> _WHAT IS ASKED_: Quote the records exactly, starting at the first line and stopping after the line with "text-sm text-[#555] shadow-[inset_0_1px_1px_rgba(0,0,0,0.075)]';"; skip the pictures.
Begin TASK DATA
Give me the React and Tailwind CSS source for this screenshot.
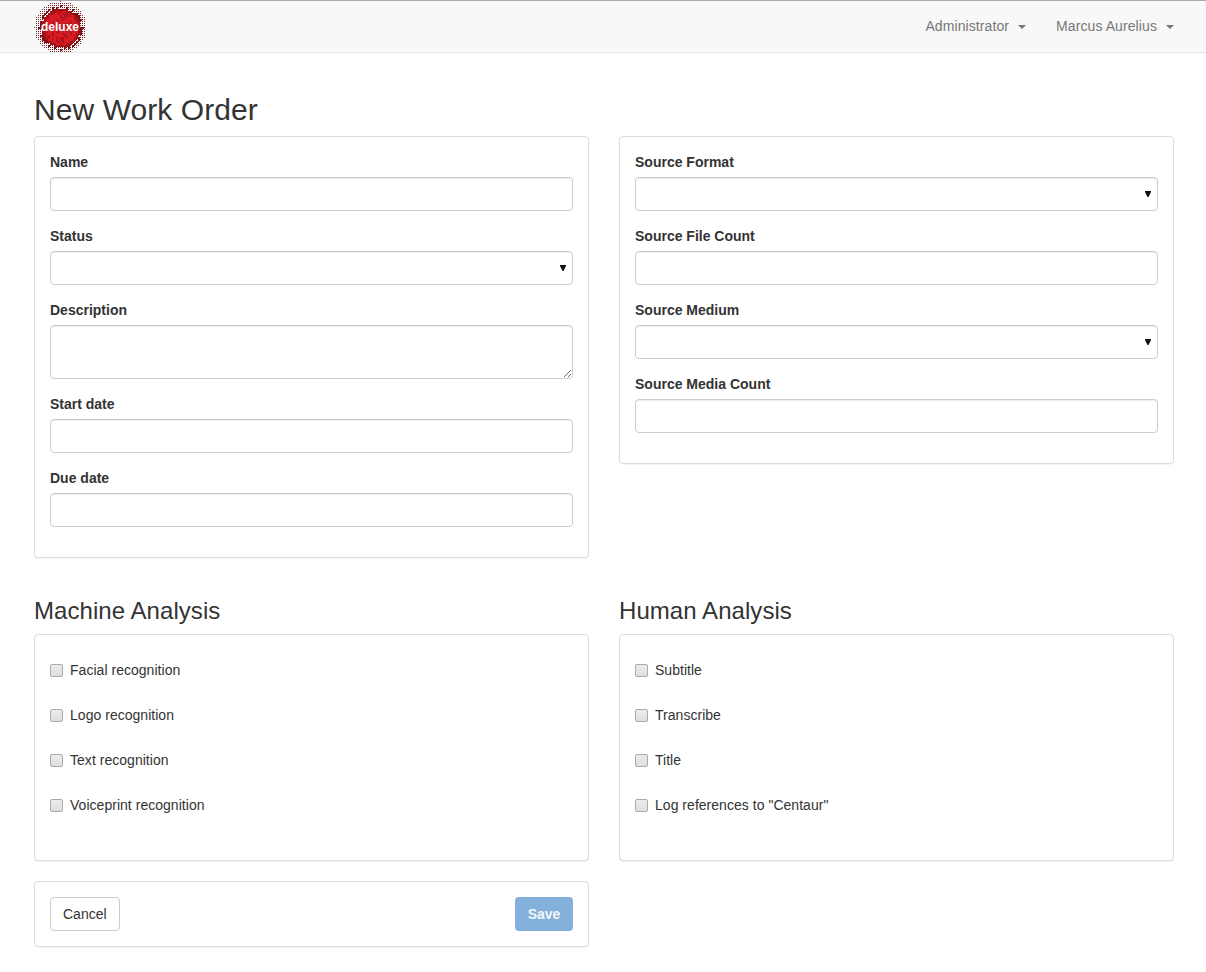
const FONT = "font-['Liberation_Sans',Arial,sans-serif]";

const fieldClass =
  'block w-full h-[34px] rounded border border-[#ccc] bg-white px-3 text-sm text-[#555] shadow-[inset_0_1px_1px_rgba(0,0,0,0.075)]';

function Logo() {
  // halftone disc: mottled red core, dots fade out towards the rim
  const dots = [];
  for (let y = -26; y <= 26; y += 2) {
    for (let x = -26; x <= 26; x += 2) {
      const d = Math.sqrt(x * x + y * y);
      if (d > 26) continue;
      const noise = Math.abs(Math.sin(x * 12.9898 + y * 78.233) * 43758.5453) % 1;
      const blotch = Math.sin(x * 0.7 + 1) * Math.cos(y * 0.6 - x * 0.3);
      let fill = '#d81a22';
      let size = 2;
      if (d > 24) {
        fill = '#8a2c32';
        size = 1;
      } else if (d > 22) {
        fill = '#70141a';
        size = 1;
      } else if (d > 19.5) {
        fill = '#7d1118';
        size = noise > 0.4 ? 2 : 1;
      } else if (d > 17) {
        fill = '#a31219';
      } else if (blotch > 0.35 || noise > 0.8) {
        fill = '#b5141c';
      }
      dots.push(
        <rect key={`${x}_${y}`} x={x + 26} y={y + 26} width={size} height={size} fill={fill} />
      );
    }
  }
  return (
    <svg className="self-start" width="52" height="52" viewBox="0 0 52 52">
      {dots}
      <text x="26" y="30" textAnchor="middle" fontSize="12" fontWeight="700" fill="#fff" fontFamily="Liberation Sans, Arial, sans-serif">
        deluxe
      </text>
    </svg>
  );
}

function NavItem({ children }) {
  return (
    <div className="flex items-center text-sm leading-5 tracking-[0.09px] text-[#777]">
      <span>{children}</span>
      <span className="ml-[9px] mt-[2px] inline-block h-0 w-0 border-x-4 border-t-4 border-x-transparent border-t-[#777]"></span>
    </div>
  );
}

function Field({ label, children }) {
  return (
    <div className="mb-[15px]">
      <label className="mb-[5px] block text-sm font-bold leading-5 text-[#333]">{label}</label>
      {children}
    </div>
  );
}

function TextInput() {
  return <input type="text" className={fieldClass} />;
}

function SelectInput() {
  return (
    <div className="relative">
      <select className={`${fieldClass} appearance-none`}>
        <option></option>
      </select>
      <svg className="absolute right-[7px] top-[14px]" width="6" height="6" viewBox="0 0 6 6">
        <path d="M0 0H6V1L3.5 6H2.5L0 1Z" fill="#111" />
      </svg>
    </div>
  );
}

function Panel({ className = '', children }) {
  return (
    <div className={`rounded border border-[#ddd] bg-white p-[15px] shadow-[0_1px_1px_rgba(0,0,0,0.05)] ${className}`}>
      {children}
    </div>
  );
}

function CheckList({ items }) {
  return (
    <Panel>
      <div className="flex flex-col gap-[25px] pb-[30px] pt-[10px]">
        {items.map((item) => (
          <label key={item} className="flex items-center gap-[7px] text-sm leading-5 tracking-[0.03px] text-[#333]">
            <input
              type="checkbox"
              className="h-[13px] w-[13px] appearance-none rounded-[2px] border border-[#aaa] bg-gradient-to-b from-[#ececec] to-[#dedede]"
            />
            {item}
          </label>
        ))}
      </div>
    </Panel>
  );
}

export default function App() {
  return (
    <div className={`min-h-[972px] bg-white ${FONT}`}>
      <nav className="flex h-[53px] items-center justify-between border-b border-t border-b-[#e7e7e7] border-t-[#aaa] bg-[#f8f8f8] pl-[34px] pr-[32px]">
        <Logo />
        <div className="mt-[15px] flex gap-[30px] self-start">
          <NavItem>Administrator</NavItem>
          <NavItem>Marcus Aurelius</NavItem>
        </div>
      </nav>

      <main className="pl-[34px] pr-[32px] pt-[40px]">
        <h1 className="mb-[10px] text-[30px] font-normal leading-[33px] tracking-[0.07px] text-[#333]">New Work Order</h1>

        <div className="grid grid-cols-2 items-start gap-x-[30px]">
          <Panel>
            <Field label="Name"><TextInput /></Field>
            <Field label="Status"><SelectInput /></Field>
            <Field label="Description">
              <textarea className={`${fieldClass} h-[54px] py-1.5`}></textarea>
            </Field>
            <Field label="Start date"><TextInput /></Field>
            <Field label="Due date"><TextInput /></Field>
          </Panel>
          <Panel>
            <Field label="Source Format"><SelectInput /></Field>
            <Field label="Source File Count"><TextInput /></Field>
            <Field label="Source Medium"><SelectInput /></Field>
            <Field label="Source Media Count"><TextInput /></Field>
          </Panel>
        </div>

        <div className="mt-[40px] grid grid-cols-2 items-start gap-x-[30px]">
          <div>
            <h2 className="mb-[10px] text-2xl font-normal leading-[26px] tracking-[0.06px] text-[#333]">Machine Analysis</h2>
            <CheckList items={['Facial recognition', 'Logo recognition', 'Text recognition', 'Voiceprint recognition']} />
          </div>
          <div>
            <h2 className="mb-[10px] text-2xl font-normal leading-[26px] tracking-[0.06px] text-[#333]">Human Analysis</h2>
            <CheckList items={['Subtitle', 'Transcribe', 'Title', 'Log references to "Centaur"']} />
          </div>
        </div>

        <div className="mt-[20px] grid grid-cols-2 gap-x-[30px]">
          <Panel className="flex items-center justify-between">
            <button className="h-[34px] rounded border border-[#ccc] bg-white px-3 text-sm text-[#333]">Cancel</button>
            <button className="h-[34px] w-[58px] rounded bg-[#84b0dc] text-sm font-bold text-[#f2f6fb]">
              Save
            </button>
          </Panel>
        </div>
      </main>
    </div>
  );
}
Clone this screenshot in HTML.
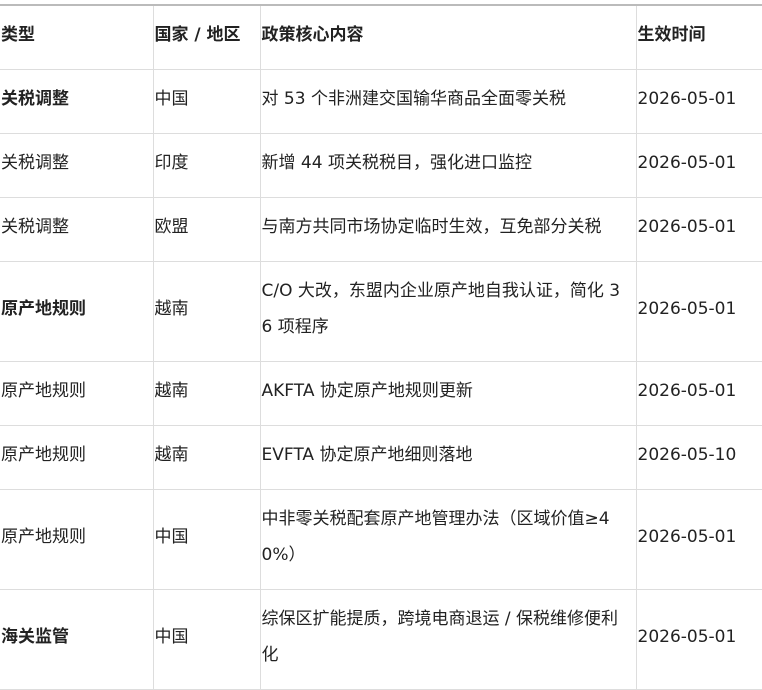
<!DOCTYPE html>
<html><head><meta charset="utf-8"><style>
body{margin:0;background:#fff;}
table{position:absolute;left:0;top:4px;border-collapse:collapse;table-layout:fixed;width:762px;border-top:2px solid #bbb;font-family:"DejaVu Sans","Noto Sans CJK SC",sans-serif;font-size:17px;color:#222;}
td,th{border:1px solid #ddd;padding:0 1px 5px 1px;line-height:36px;text-align:left;vertical-align:middle;word-break:break-all;}
tr>*:first-child{border-left:none;}
tr>*:last-child{border-right:none;}
th{font-weight:bold;}
.b{font-weight:bold;}
tr{height:64px;}
tr.t{height:100px;}
</style></head><body>
<table>
<colgroup><col style="width:153px"><col style="width:107px"><col style="width:376px"><col style="width:126px"></colgroup>
<tr><th>类型</th><th>国家 / 地区</th><th>政策核心内容</th><th>生效时间</th></tr>
<tr><td class="b">关税调整</td><td>中国</td><td>对 53 个非洲建交国输华商品全面零关税</td><td>2026-05-01</td></tr>
<tr><td>关税调整</td><td>印度</td><td>新增 44 项关税税目，强化进口监控</td><td>2026-05-01</td></tr>
<tr><td>关税调整</td><td>欧盟</td><td>与南方共同市场协定临时生效，互免部分关税</td><td>2026-05-01</td></tr>
<tr class="t"><td class="b">原产地规则</td><td>越南</td><td>C/O 大改，东盟内企业原产地自我认证，简化 3<br>6 项程序</td><td>2026-05-01</td></tr>
<tr><td>原产地规则</td><td>越南</td><td>AKFTA 协定原产地规则更新</td><td>2026-05-01</td></tr>
<tr><td>原产地规则</td><td>越南</td><td>EVFTA 协定原产地细则落地</td><td>2026-05-10</td></tr>
<tr class="t"><td>原产地规则</td><td>中国</td><td>中非零关税配套原产地管理办法（区域价值≥4<br>0%）</td><td>2026-05-01</td></tr>
<tr class="t"><td class="b">海关监管</td><td>中国</td><td>综保区扩能提质，跨境电商退运 / 保税维修便利<br>化</td><td>2026-05-01</td></tr>
</table>
</body></html>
End TASK DATA
> _FULL OUTPUT_:
Give me the React and Tailwind CSS source for this screenshot.
const FONT = "font-['Liberation_Sans',Arial,sans-serif]";

const fieldClass =
  'block w-full h-[34px] rounded border border-[#ccc] bg-white px-3 text-sm text-[#555] shadow-[inset_0_1px_1px_rgba(0,0,0,0.075)]';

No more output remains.